## Your instructions
Transcribe the material exactly. Images do not belong in the copy.

## Collected material
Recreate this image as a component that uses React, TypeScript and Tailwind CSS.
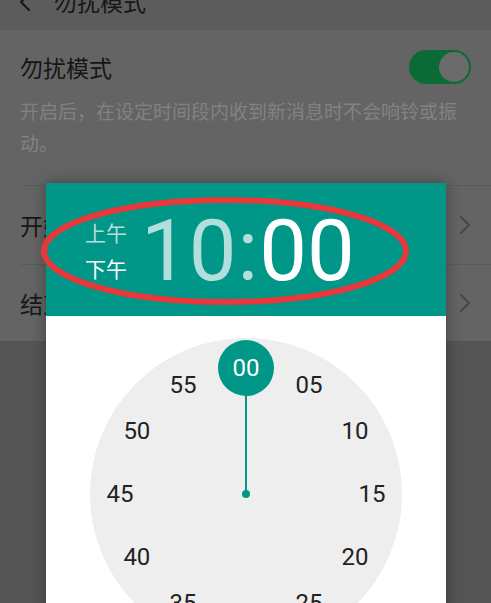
import React from 'react';

const CJK = '"Noto Sans CJK SC", "Noto Sans", sans-serif';
const ROBOTO = 'Roboto, "Noto Sans", sans-serif';

const MINUTES = ['00', '05', '10', '15', '20', '25', '30', '35', '40', '45', '50', '55'];

function Chevron() {
  return (
    <svg width="12" height="20" viewBox="0 0 12 20" fill="none" stroke="#454545" strokeWidth={1.8} strokeLinecap="round" strokeLinejoin="round">
      <path d="M2 2l8 8-8 8" />
    </svg>
  );
}

function Clock() {
  const R = 156;
  const r = 126;
  return (
    <div className="relative mx-auto mt-[22px] h-[312px] w-[312px] rounded-full bg-[#eeeeee]">
      {/* hand */}
      <div className="absolute left-[155px] top-[56px] h-[100px] w-[2px] bg-[#009688]" />
      <div className="absolute left-[152px] top-[152px] h-[8px] w-[8px] rounded-full bg-[#009688]" />
      <div className="absolute left-[128px] top-[2px] h-[56px] w-[56px] rounded-full bg-[#009688]" />
      {MINUTES.map((m, i) => {
        const a = (i * 30 * Math.PI) / 180;
        const x = R + r * Math.sin(a);
        const y = R - r * Math.cos(a);
        return (
          <span
            key={m}
            className={`absolute flex h-[30px] w-[40px] items-center justify-center text-[24px] leading-none ${i === 0 ? 'text-white' : 'text-[#222222]'}`}
            style={{ left: x - 20, top: y - 15, fontFamily: ROBOTO }}
          >
            {m}
          </span>
        );
      })}
    </div>
  );
}

export default function App() {
  return (
    <div className="relative h-[603px] w-[491px] overflow-hidden bg-[#555555]" style={{ fontFamily: CJK }}>
      {/* toolbar, scrolled partly off the top */}
      <div className="-mt-[27px] flex h-[57px] items-center bg-[#5c5c5c] pl-[18px]">
        <svg width="14" height="22" viewBox="0 0 14 22" fill="none" stroke="#161616" strokeWidth={2} strokeLinecap="round" strokeLinejoin="round">
          <path d="M11 3l-8 8 8 8" />
        </svg>
        <span className="ml-[22px] text-[23px] text-[#161616]">勿扰模式</span>
      </div>

      {/* settings list */}
      <div className="bg-[#646464]">
        <div className="px-[20px] pb-[26px] pt-[20px]">
          <div className="flex items-center justify-between">
            <span className="text-[23px] leading-[32px] text-[#161616]">勿扰模式</span>
            <div className="flex h-[34px] w-[62px] items-center justify-end rounded-full bg-[#0b6b37] pr-[2px]">
              <div className="h-[30px] w-[30px] rounded-full bg-[#6b6b6b]" />
            </div>
          </div>
          <p className="mt-[11px] text-[19px] leading-[32px] text-[#828282]">
            开启后，在设定时间段内收到新消息时不会响铃或振动。
          </p>
        </div>
        <div className="ml-[20px] border-t border-[#5b5b5b]">
          <div className="flex h-[78px] items-center justify-between pr-[20px]">
            <span className="text-[23px] text-[#161616]">开始时间</span>
            <Chevron />
          </div>
          <div className="flex h-[77px] items-center justify-between border-t border-[#5b5b5b] pr-[20px]">
            <span className="text-[23px] text-[#161616]">结束时间</span>
            <Chevron />
          </div>
        </div>
      </div>

      {/* time picker dialog */}
      <div className="absolute left-[46px] top-[183px] w-[400px] bg-white shadow-[0_0_14px_rgba(0,0,0,0.35)]">
        <div className="flex h-[133px] items-center bg-[#009688] pl-[39px]">
          <div className="flex flex-col gap-[12px] text-[21px] leading-[24px]">
            <span className="text-[#b2dfdb]">上午</span>
            <span className="text-white">下午</span>
          </div>
          <div className="ml-[14px] mt-[4px] flex text-[85px] leading-none" style={{ fontFamily: ROBOTO }}>
            <span className="text-[#b2dfdb]">10</span>
            <span className="mx-[1px] text-[#b2dfdb]">:</span>
            <span className="text-white">00</span>
          </div>
        </div>
        <div className="h-[320px]">
          <Clock />
        </div>
      </div>

      {/* red annotation ellipse */}
      <svg className="pointer-events-none absolute left-0 top-0" width="491" height="603">
        <ellipse cx="225" cy="251" rx="181" ry="51" fill="none" stroke="#e8383b" strokeWidth={6} />
      </svg>
    </div>
  );
}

## Result for this exercise
Recreate this image as a component that uses React, TypeScript and Tailwind CSS.
import React from 'react';

const CJK = '"Noto Sans CJK SC", "Noto Sans", sans-serif';
const ROBOTO = 'Roboto, "Noto Sans", sans-serif';

const MINUTES = ['00', '05', '10', '15', '20', '25', '30', '35', '40', '45', '50', '55'];

function Chevron() {
  return (
    <svg width="12" height="20" viewBox="0 0 12 20" fill="none" stroke="#454545" strokeWidth={1.8} strokeLinecap="round" strokeLinejoin="round">
      <path d="M2 2l8 8-8 8" />
    </svg>
  );
}

function Clock() {
  const R = 156;
  const r = 126;
  return (
    <div className="relative mx-auto mt-[22px] h-[312px] w-[312px] rounded-full bg-[#eeeeee]">
      {/* hand */}
      <div className="absolute left-[155px] top-[56px] h-[100px] w-[2px] bg-[#009688]" />
      <div className="absolute left-[152px] top-[152px] h-[8px] w-[8px] rounded-full bg-[#009688]" />
      <div className="absolute left-[128px] top-[2px] h-[56px] w-[56px] rounded-full bg-[#009688]" />
      {MINUTES.map((m, i) => {
        const a = (i * 30 * Math.PI) / 180;
        const x = R + r * Math.sin(a);
        const y = R - r * Math.cos(a);
        return (
          <span
            key={m}
            className={`absolute flex h-[30px] w-[40px] items-center justify-center text-[24px] leading-none ${i === 0 ? 'text-white' : 'text-[#222222]'}`}
            style={{ left: x - 20, top: y - 15, fontFamily: ROBOTO }}
          >
            {m}
          </span>
        );
      })}
    </div>
  );
}

export default function App() {
  return (
    <div className="relative h-[603px] w-[491px] overflow-hidden bg-[#555555]" style={{ fontFamily: CJK }}>
      {/* toolbar, scrolled partly off the top */}
      <div className="-mt-[27px] flex h-[57px] items-center bg-[#5c5c5c] pl-[18px]">
        <svg width="14" height="22" viewBox="0 0 14 22" fill="none" stroke="#161616" strokeWidth={2} strokeLinecap="round" strokeLinejoin="round">
          <path d="M11 3l-8 8 8 8" />
        </svg>
        <span className="ml-[22px] text-[23px] text-[#161616]">勿扰模式</span>
      </div>

      {/* settings list */}
      <div className="bg-[#646464]">
        <div className="px-[20px] pb-[26px] pt-[20px]">
          <div className="flex items-center justify-between">
            <span className="text-[23px] leading-[32px] text-[#161616]">勿扰模式</span>
            <div className="flex h-[34px] w-[62px] items-center justify-end rounded-full bg-[#0b6b37] pr-[2px]">
              <div className="h-[30px] w-[30px] rounded-full bg-[#6b6b6b]" />
            </div>
          </div>
          <p className="mt-[11px] text-[19px] leading-[32px] text-[#828282]">
            开启后，在设定时间段内收到新消息时不会响铃或振动。
          </p>
        </div>
        <div className="ml-[20px] border-t border-[#5b5b5b]">
          <div className="flex h-[78px] items-center justify-between pr-[20px]">
            <span className="text-[23px] text-[#161616]">开始时间</span>
            <Chevron />
          </div>
          <div className="flex h-[77px] items-center justify-between border-t border-[#5b5b5b] pr-[20px]">
            <span className="text-[23px] text-[#161616]">结束时间</span>
            <Chevron />
          </div>
        </div>
      </div>

      {/* time picker dialog */}
      <div className="absolute left-[46px] top-[183px] w-[400px] bg-white shadow-[0_0_14px_rgba(0,0,0,0.35)]">
        <div className="flex h-[133px] items-center bg-[#009688] pl-[39px]">
          <div className="flex flex-col gap-[12px] text-[21px] leading-[24px]">
            <span className="text-[#b2dfdb]">上午</span>
            <span className="text-white">下午</span>
          </div>
          <div className="ml-[14px] mt-[4px] flex text-[85px] leading-none" style={{ fontFamily: ROBOTO }}>
            <span className="text-[#b2dfdb]">10</span>
            <span className="mx-[1px] text-[#b2dfdb]">:</span>
            <span className="text-white">00</span>
          </div>
        </div>
        <div className="h-[320px]">
          <Clock />
        </div>
      </div>

      {/* red annotation ellipse */}
      <svg className="pointer-events-none absolute left-0 top-0" width="491" height="603">
        <ellipse cx="225" cy="251" rx="181" ry="51" fill="none" stroke="#e8383b" strokeWidth={6} />
      </svg>
    </div>
  );
}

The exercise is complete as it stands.